= Parent-Child Interaction Assessment-II =

The Parent-Child Interaction Assessment-II (PCIA-II; Holigrocki, Kaminski, & Frieswyk, 1999, 2002) is a direct observation procedure. Parents and 3- to 10-year-old children are videotaped as they play at a make-believe zoo. They are presented with a series of story stems and are asked to "Play out what happens together." Once the story creation part has finished, they complete the PCIA-II Inquiry video-recall procedure where they are shown selections from their videotape. The videotape is paused; and they are individually interviewed regarding what is happening and what each and the other are doing, thinking, feeling, and wanting. The PCIA-II takes approximately 45 minutes to administer (30 minutes for the videotaped interaction and 15 minutes for the Inquiry)

This measure is employed in research and clinical interventions with parent-child dyads. As a research tool, the PCIA-II is used to test hypotheses relevant to clinical psychology, psychiatry, and child development. Clinically, the PCIA-II is used in assessment and treatment. As a psychological assessment measure, information is obtained about parent-child relational functioning and each person's behaviors and cognitions. Videorecordings are analyzed qualitatively and/or quantitatively using a set of parent, child, or relational codes that have demonstrated good psychometric properties (see Holigrocki, 2008). As a treatment, the PCIA-II is a core part of the Modifying Attributions of Parents (PCIA-II/MAP) cognitive-behavioral therapy intervention (Bohr, 2005; Bohr & Holigrocki, 2005). The PCIA-II/MAP begins with the therapist reviewing a PCIA-II pre-treatment recording of the parent and child to identify competency areas as well as areas of parenting difficulties such inaccurate, dysfunctional, or negative attributions. During the intervention sessions, the clinician and parent work together to enhance strengths and recognize and change the parent's attributions. The PCIA-II/MAP is currently being used in treatment and treatment outcome research in Ontario, Canada.

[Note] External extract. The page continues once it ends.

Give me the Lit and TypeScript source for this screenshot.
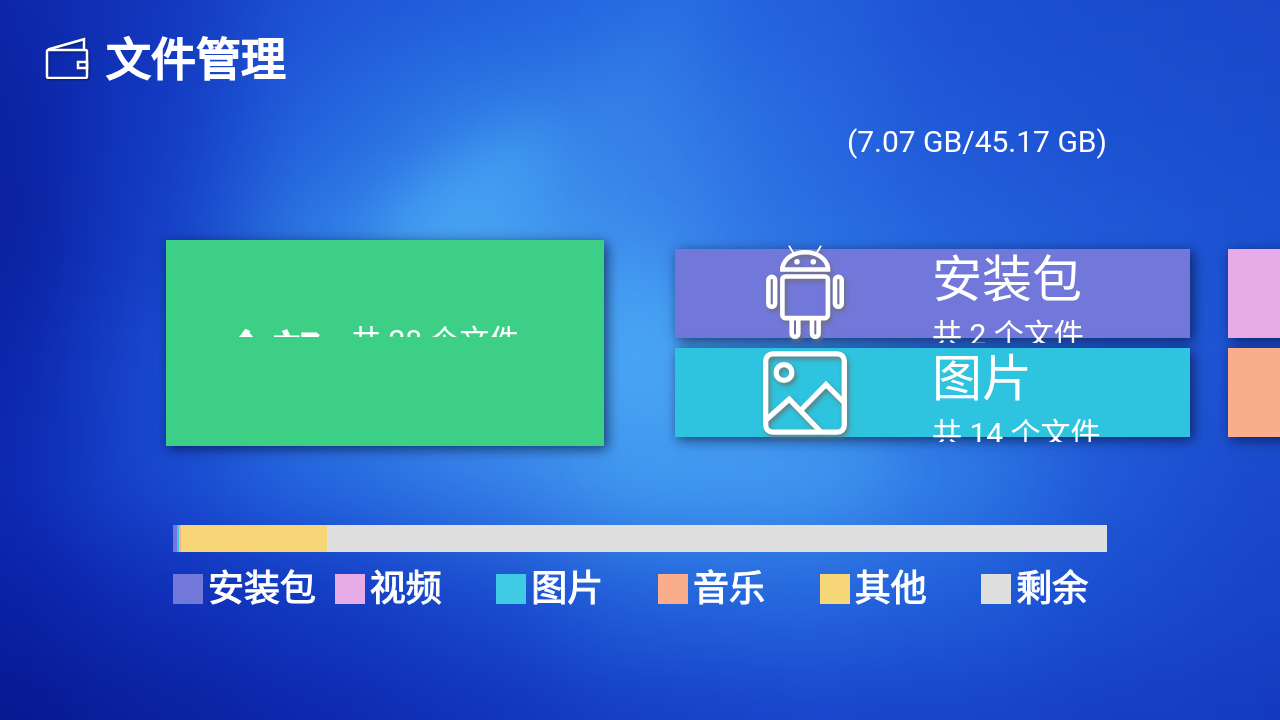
import { LitElement, html, css, svg } from "lit";
import { customElement } from "lit/decorators.js";

const BAR = [
  { color: "#7277da", share: 4 },
  { color: "#3ecbe3", share: 2 },
  { color: "#f9ad8b", share: 2 },
  { color: "#f6d676", share: 146 },
  { color: "#dfdfdf", share: 780 },
];

const LEGEND = [
  { label: "安装包", color: "#7277da" },
  { label: "视频", color: "#e7abe8" },
  { label: "图片", color: "#3ecbe3" },
  { label: "音乐", color: "#f9ad8b" },
  { label: "其他", color: "#f6d676" },
  { label: "剩余", color: "#dfdfdf" },
];

// Colour mesh of the wallpaper: rows every 120 units, columns every 160 units.
const MESH = [
  ["#0d26a8", "#1236bc", "#1e54d4", "#215edc", "#276ae2", "#2360dc", "#1c50d2", "#1a4ccc", "#1a48ca"],
  ["#0a20a0", "#123ac2", "#2464de", "#2f7ce6", "#3580e8", "#2868e0", "#1f57d6", "#1c50d0", "#1a4ccc"],
  ["#0a1f9e", "#143ec6", "#2f7ce6", "#48a2f2", "#3c8aec", "#2c70e4", "#2362dc", "#1f58d6", "#1b50d0"],
  ["#0b24a8", "#1848d0", "#3480e8", "#46a0f2", "#4aa6f5", "#3e90ee", "#2a6ee2", "#215cda", "#1c50d0"],
  ["#0c28b0", "#1848d0", "#2568e0", "#347ee8", "#429aef", "#4096ef", "#2e7ae6", "#1f56d6", "#1a48ca"],
  ["#0a20a4", "#0f2eb6", "#1239c2", "#1848cc", "#2260da", "#2666de", "#205cd8", "#1a4cce", "#1743c6"],
  ["#07188f", "#0a209e", "#0d28ae", "#1032b8", "#153ec4", "#1843ca", "#1743c8", "#153ec2", "#143abe"],
];

const walletIcon = html`<svg class="wallet" viewBox="0 -2 44 44" aria-hidden="true">
  <rect x="2" y="13" width="40" height="28" rx="1.5" />
  <path d="M3 12.5 39 2.2V13" />
  <rect x="33" y="25" width="9" height="6" />
</svg>`;

const androidIcon = html`<svg class="glyph" viewBox="0 4.5 90 98" aria-hidden="true">
  <g stroke-width="4.6">
    <path d="M22.4 29V27.5C24 18 33 11.7 45.2 11.7S66.4 18 68 27.5V29Z" />
    <rect x="22.4" y="36" width="45.5" height="41.6" rx="3" />
    <rect x="8.4" y="36.3" width="6.7" height="30" rx="3.3" />
    <rect x="75" y="36.3" width="6.7" height="30" rx="3.3" />
    <path d="M31.7 78V93a3.3 3.3 0 0 0 6.6 0V78M52 78V93a3.3 3.3 0 0 0 6.6 0V78" />
  </g>
  <path d="M29 5.2 33.7 13M61 5.2 56.3 13" stroke-width="1.8" />
  <g class="solid"><circle cx="37" cy="21.3" r="2.8" /><circle cx="53.3" cy="21.3" r="2.8" /></g>
</svg>`;

const pictureIcon = html`<svg class="glyph" viewBox="0 0 90 98" aria-hidden="true">
  <g stroke-width="5.3">
    <rect x="5.7" y="9.8" width="78.6" height="78.4" rx="7" />
    <circle cx="24" cy="28.5" r="7.9" />
    <path d="M6.5 75.5 29.2 55.2 61 88M41.5 65.5 66 40.5 84 58.5" />
  </g>
</svg>`;

@customElement("wall-paper")
class WallPaper extends LitElement {
  static styles = css`
    :host { display: block; overflow: hidden; background: #1847cc; }
    svg { display: block; width: 100%; height: 100%; }
  `;

  render() {
    const blob = (cx: number, cy: number, rx: number, ry: number, turn: number, fill: string, opacity: number) =>
      svg`<ellipse cx=${cx} cy=${cy} rx=${rx} ry=${ry} transform="rotate(${turn} ${cx} ${cy})" fill=${fill} opacity=${opacity} />`;
    const cells = MESH.map((row, r) =>
      row.map((fill, c) => {
        const left = c === 0 ? -400 : c * 160 - 80;
        const right = c === row.length - 1 ? 1680 : c * 160 + 81;
        const top = r === 0 ? -400 : r * 120 - 60;
        const bottom = r === MESH.length - 1 ? 1120 : r * 120 + 61;
        return svg`<rect x=${left} y=${top} width=${right - left} height=${bottom - top} fill=${fill} />`;
      })
    );
    return html`<svg viewBox="0 0 1280 720" preserveAspectRatio="none" aria-hidden="true">
      <defs>
        <filter id="mesh" filterUnits="userSpaceOnUse" x="-400" y="-400" width="2080" height="1520" color-interpolation-filters="sRGB">
          <feGaussianBlur stdDeviation="56 44" />
        </filter>
        <filter id="near" x="-100%" y="-100%" width="300%" height="300%" color-interpolation-filters="sRGB">
          <feGaussianBlur stdDeviation="30" />
        </filter>
      </defs>
      <g filter="url(#mesh)">${cells}</g>
      <g filter="url(#near)">
        ${blob(470, 200, 110, 34, -38, "#4caaf5", 0.65)}
        ${blob(650, 60, 120, 26, -56, "#3c8aec", 0.25)}
        ${blob(640, 330, 60, 80, -30, "#4ca8f5", 0.4)}
        ${blob(750, 460, 140, 30, 6, "#459cf2", 0.4)}
      </g>
    </svg>`;
  }
}

@customElement("app-root")
class AppRoot extends LitElement {
  static styles = css`
    :host {
      display: grid;
      grid-template-columns: minmax(0, 1fr);
      min-height: 100vh;
      overflow: hidden;
      color: #fff;
      font-family: Roboto, "Noto Sans CJK SC", sans-serif;
    }
    wall-paper, .page { grid-area: 1 / 1; }
    .page { z-index: 1; min-width: 0; }
    header { display: flex; align-items: flex-start; gap: 17px; padding: 35px 45px 0; }
    h1 { margin: 0; font-size: 45px; line-height: 52px; font-weight: 400; -webkit-text-stroke: 2px; }
    svg { flex: none; fill: none; stroke: #fff; }
    .wallet { width: 44px; height: 44px; stroke-width: 2.5; filter: drop-shadow(1px 1px 1px rgba(0, 0, 0, 0.4)); }
    .capacity { margin: 37px 173px 0; text-align: right; font-size: 30px; line-height: 36px; }
    .strip { display: flex; align-items: center; padding: 80px 0 79px 166px; overflow: hidden; }
    .columns { display: grid; grid-auto-flow: column; grid-template-rows: auto auto; gap: 10px 38px; margin-left: 71px; }
    .card {
      display: flex;
      flex: none;
      box-sizing: border-box;
      width: 515px;
      height: 89px;
      margin: 0;
      padding: 0 0 0 85px;
      gap: 82px;
      align-items: center;
      border: 0;
      color: inherit;
      font: inherit;
      text-align: left;
      white-space: nowrap;
      overflow: clip;
      overflow-clip-margin: 5px;
      box-shadow: 3px 3px 12px rgba(0, 10, 40, 0.65);
    }
    .all { width: 438px; height: 206px; padding: 0; background: #3dcf86; align-items: flex-start; }
    .summary { display: flex; align-items: flex-start; box-sizing: border-box; width: 100%; height: 97px; padding: 83px 0 0 55px; gap: 30px; overflow: hidden; }
    .apk { background: #7277da; }
    .video { background: #e7abe8; }
    .image { background: #2ec3de; }
    .music { background: #f9ad8b; }
    .glyph { width: 90px; height: 98px; filter: drop-shadow(2px 3px 2px rgba(110, 110, 110, 0.8)); }
    .solid { fill: #fff; stroke: none; }
    .text { display: flex; flex-direction: column; align-self: flex-start; gap: 6px; }
    .name { font-size: 50px; line-height: 62px; }
    .strong { font-weight: 400; -webkit-text-stroke: 2px; line-height: 66px; }
    .count { font-size: 30px; line-height: 36px; }
    .usage { margin: 0 173px; }
    .bar { display: flex; height: 27px; }
    .legend { display: grid; grid-template-columns: repeat(6, minmax(0, 1fr)); column-gap: 36px; margin: 14px 0 0; padding: 0; list-style: none; }
    .legend li { display: flex; align-items: center; gap: 5px; font-size: 36px; line-height: 46px; font-weight: 400; -webkit-text-stroke: 1px; white-space: nowrap; }
    .swatch { flex: none; width: 30px; height: 30px; }
  `;

  render() {
    return html`
      <wall-paper></wall-paper>
      <div class="page">
        <header>${walletIcon}<h1>文件管理</h1></header>
        <p class="capacity">(7.07 GB/45.17 GB)</p>
        <main class="strip">
          <button class="card all">
            <span class="summary"><span class="name strong">全部</span><span class="count">共 28 个文件</span></span>
          </button>
          <div class="columns">
            <button class="card apk">
              ${androidIcon}
              <span class="text"><span class="name">安装包</span><span class="count">共 2 个文件</span></span>
            </button>
            <button class="card image">
              ${pictureIcon}
              <span class="text"><span class="name">图片</span><span class="count">共 14 个文件</span></span>
            </button>
            <button class="card video" aria-label="视频"></button>
            <button class="card music" aria-label="音乐"></button>
          </div>
        </main>
        <section class="usage">
          <div class="bar">
            ${BAR.map((b) => html`<span style="flex: ${b.share} 0 0; background: ${b.color}"></span>`)}
          </div>
          <ul class="legend">
            ${LEGEND.map((l) => html`<li><span class="swatch" style="background: ${l.color}"></span>${l.label}</li>`)}
          </ul>
        </section>
      </div>
    `;
  }
}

Richard Holigrocki, Patricia Kaminski, Siebolt Frieswyk, George Hough, and Karen Shectman developed the PCIA between 1995 and 1997 at The Menninger Clinic and the measure was updated and revised in 2002 by the first three authors. Peter Fonagy, director of the Menninger Child and Family Center, provided consultation for the project.

Questions under investigation involve studying the influence of psychopathology of the parent or child on the other member of the dyad; child attachment; parental attunement; the relationship between defense mechanisms, internal representations, and aggression; parenting styles; the efficacy of the PCIA-II/MAP intervention; and cross cultural comparisons between samples collected in Hong Kong and the United States.